Pointing to your software installation with environment variables is not ideal because the modification will disappear if you ever close your terminal. To make this change permanent, put the above lines in your login script (which might be named .login, .cshrc, .bashrc, .profile...). You can test their values by

% echo $LD_LIBRARY_PATH   # or $DYLD_LIBRARY_PATH on a Mac
% echo $PYTHONPATH

to make sure they're still set up properly in a new terminal.

3. Try it out!

This should install PyMinuit such that you can now "import minuit" from a new Python prompt.

C:\pyminuit>cd \
C:\>python
Python 2.4.3 (#2, Oct  6 2006, 07:52:30) 
[GCC 4.0.3 (Windows)] on windows
Type "help", "copyright", "credits" or "license" for more information.
>>> import minuit
>>> # (no error messages!)

If that worked, move on to the Getting Started Guide and have fun with your new function minimizer!

4. If something goes wrong

If you have any suggestions for improving the installation process, please add it to the Issues Tab.

Be sure to tell me whether the following files exist:

Minuit-1_7_9/src/.libs/liblcg_Minuit.*
pyminuit/build
/home/username/lib/liblcg_Minuit*
/home/username/lib/python/minuit.so
/usr/lib/liblcg_Minuit*
/usr/lib/python/minuit.so

and whether you are attempting to install in the standard or a non-standard location.
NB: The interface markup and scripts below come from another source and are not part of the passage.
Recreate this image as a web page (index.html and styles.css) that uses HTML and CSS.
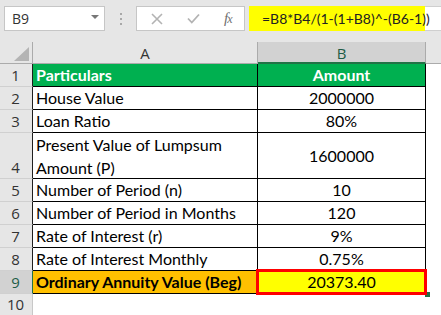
FILE: index.html
```html
<!DOCTYPE html>
<html>
<head>
<meta charset="utf-8">
<link rel="stylesheet" href="styles.css">
</head>
<body>
<div class="app">
  <div class="toolbar">
    <div class="namebox"><span class="nb-text">B9</span><span class="caret"></span></div>
    <div class="dots"><i></i><i></i><i></i></div>
    <div class="fxbox">
      <svg class="ico" width="12" height="12" viewBox="0 0 12 12"><path d="M1 1 L11 11 M11 1 L1 11" stroke="#b3b3b3" stroke-width="1.6" fill="none"/></svg>
      <svg class="ico" width="13" height="11" viewBox="0 0 13 11"><path d="M1 5.5 L4.8 9.5 L12 1.5" stroke="#b3b3b3" stroke-width="1.8" fill="none"/></svg>
      <span class="fx">f<span class="fx-x">x</span></span>
    </div>
    <div class="formula"><div class="ftext">=B8*B4/(1-(1+B8)^-(B6-1))</div></div>
  </div>
  <div class="sheet">
    <div class="corner"><span class="tri"></span></div>
    <div class="colhead">A</div>
    <div class="colhead sel">B</div>
    <div class="colhead fill"></div>

    <div class="rowhead">1</div>
    <div class="cell a green bold">Particulars</div>
    <div class="cell b green bold">Amount</div>
    <div class="blank"></div>

    <div class="rowhead">2</div>
    <div class="cell a">House Value</div>
    <div class="cell b">2000000</div>
    <div class="blank"></div>

    <div class="rowhead">3</div>
    <div class="cell a">Loan Ratio</div>
    <div class="cell b">80%</div>
    <div class="blank"></div>

    <div class="rowhead">4</div>
    <div class="cell a wrap">Present Value of Lumpsum<br>Amount (P)</div>
    <div class="cell b mid">1600000</div>
    <div class="blank"></div>

    <div class="rowhead">5</div>
    <div class="cell a">Number of Period (n)</div>
    <div class="cell b">10</div>
    <div class="blank"></div>

    <div class="rowhead">6</div>
    <div class="cell a">Number of Period in Months</div>
    <div class="cell b">120</div>
    <div class="blank"></div>

    <div class="rowhead">7</div>
    <div class="cell a">Rate of Interest (r)</div>
    <div class="cell b">9%</div>
    <div class="blank"></div>

    <div class="rowhead">8</div>
    <div class="cell a">Rate of Interest Monthly</div>
    <div class="cell b">0.75%</div>
    <div class="blank"></div>

    <div class="rowhead selrow">9</div>
    <div class="cell a orange bold">Ordinary Annuity Value (Beg)</div>
    <div class="cell b yellow active">20373.40<span class="handle"></span></div>
    <div class="blank"></div>

    <div class="rowhead last">10</div>
    <div class="empty"></div>
    <div class="empty"></div>
    <div class="blank"></div>
  </div>
</div>
</body>
</html>
```
FILE: styles.css
```css
* { box-sizing: border-box; }
html, body { margin: 0; padding: 0; }
body { width: 441px; height: 315px; overflow: hidden; background: #fff; }
.app { width: 441px; height: 315px; display: flex; flex-direction: column; }

.toolbar {
  height: 42px;
  background: #e6e6e6;
  display: flex;
  align-items: flex-start;
  padding-top: 6px;
  font-family: "Open Sans", "Noto Sans", sans-serif;
}
.namebox {
  margin-left: 4px;
  width: 101px;
  height: 25px;
  background: #fff;
  border: 1px solid #c6c6c6;
  display: flex;
  align-items: center;
  justify-content: space-between;
  padding: 0 5px 0 7px;
}
.nb-text { font-size: 14px; color: #333; }
.caret {
  width: 0; height: 0;
  border-left: 4px solid transparent;
  border-right: 4px solid transparent;
  border-top: 4px solid #777;
  margin-top: -4px;
}
.dots {
  width: 31px;
  height: 25px;
  display: flex;
  flex-direction: column;
  align-items: center;
  justify-content: center;
  gap: 3px;
}
.dots i { display: block; width: 2px; height: 2px; background: #a8a8a8; }
.fxbox {
  width: 109px;
  height: 25px;
  background: #fff;
  border: 1px solid #c6c6c6;
  display: flex;
  align-items: center;
  padding-left: 14px;
  gap: 0;
}
.ico { display: block; }
.ico + .ico { margin-left: 24px; }
.fx {
  margin-left: 24px;
  font-family: "Liberation Serif", serif;
  font-style: italic;
  font-size: 15px;
  color: #707070;
  letter-spacing: -1px;
}
.fx-x { font-size: 12px; }
.formula {
  flex: 1;
  margin-left: 4px;
  height: 25px;
  background: #fff;
  border-top: 1px solid #cfcfcf;
  border-bottom: 1px solid #cfcfcf;
  display: flex;
}
.ftext {
  width: 176px;
  height: 25px;
  margin-top: -1px;
  background: #ffff00;
  font-family: "Lato", "Open Sans", sans-serif;
  font-size: 14px;
  color: #222;
  line-height: 25px;
  padding-left: 13px;
  white-space: nowrap;
}

.sheet {
  flex: 1;
  display: grid;
  grid-template-columns: 33px 225px 168px 1fr;
  grid-template-rows: 22px 23px 23px 23px 46px 23px 23px 23px 23px 23px 1fr;
  font-family: "Lato", "Open Sans", sans-serif;
  font-size: 16px;
  color: #000;
}
.corner {
  background: #e6e6e6;
  border-right: 1px solid #ababab;
  border-bottom: 1px solid #ababab;
  position: relative;
}
.tri {
  position: absolute;
  right: 3px;
  bottom: 2px;
  width: 0; height: 0;
  border-left: 15px solid transparent;
  border-bottom: 14px solid #b4b4b4;
}
.colhead {
  background: #e6e6e6;
  border-right: 1px solid #ababab;
  border-bottom: 1px solid #ababab;
  display: flex;
  align-items: center;
  justify-content: center;
  font-family: "Open Sans", "Noto Sans", sans-serif;
  font-size: 15px;
  color: #333;
  padding-top: 1px;
}
.colhead.sel {
  background: #d2d2d2;
  border-bottom: 2px solid #217346;
  color: #1e5c47;
}
.colhead.fill { border-right: none; }
.rowhead {
  background: #e6e6e6;
  border-right: 1px solid #1f1f1f;
  border-bottom: 1px solid #d0d0d0;
  display: flex;
  align-items: flex-end;
  justify-content: center;
  font-family: "Open Sans", "Noto Sans", sans-serif;
  font-size: 15px;
  line-height: 20px;
  color: #333;
  padding-bottom: 1px;
  padding-right: 1px;
}
.rowhead.selrow {
  background: #d2d2d2;
  border-right: 1px solid #217346;
  color: #1e5c47;
}
.rowhead.last { border-right-color: #c8c8c8; border-bottom: none; }
.cell {
  border-right: 1px solid #000;
  border-bottom: 1px solid #000;
  display: flex;
  align-items: flex-end;
  line-height: 20px;
  padding-bottom: 1px;
  white-space: nowrap;
}
.cell.a { padding-left: 3px; }
.cell.b { justify-content: center; }
.cell.wrap {
  white-space: normal;
  align-items: center;
  line-height: 23px;
  padding-bottom: 0;
}
.cell.mid { align-items: center; padding-bottom: 0; }
.green { background: #00b050; color: #fff; }
.bold { font-weight: 700; }
.orange { background: #ffc000; }
.yellow { background: #ffff00; }
.active { position: relative; }
.active::after {
  content: "";
  position: absolute;
  left: -2px; top: -2px; right: -2px; bottom: -2px;
  border: 3px solid #ff0000;
}
.handle {
  position: absolute;
  right: -5px;
  bottom: -4px;
  width: 5px;
  height: 5px;
  background: #217346;
}
.blank { background: #fff; }
.empty { background: #fff; }
```
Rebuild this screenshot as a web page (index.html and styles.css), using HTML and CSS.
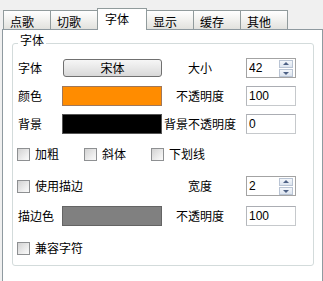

Comment by duduco...@gmail.com, Oct 16, 2008

Instructions for windows are incomplete. Please note that one needs to add the location of your new MINGW/bin directory to your Windows Path variable. I had Errors of type Exit 1 that had to do with permissions denied. The installer did not have the right permissions for install.exe in C:MSYS\bin . Right click on install.exe , select the Security tab and give full permissions for your account and it will work. --Eduardo

Comment by Jonathan...@gmail.com, Sep 1, 2011

It might be useful to explain that exporting the python path should point to the library under the build directory under the pyminuit directory. For example: export PYTHONPATH=~/pyminuit/build/lib.linux-x86_64-2.4/:$PYTHONPATH

As it's written, it almost looks like you're supposed to link to your python library.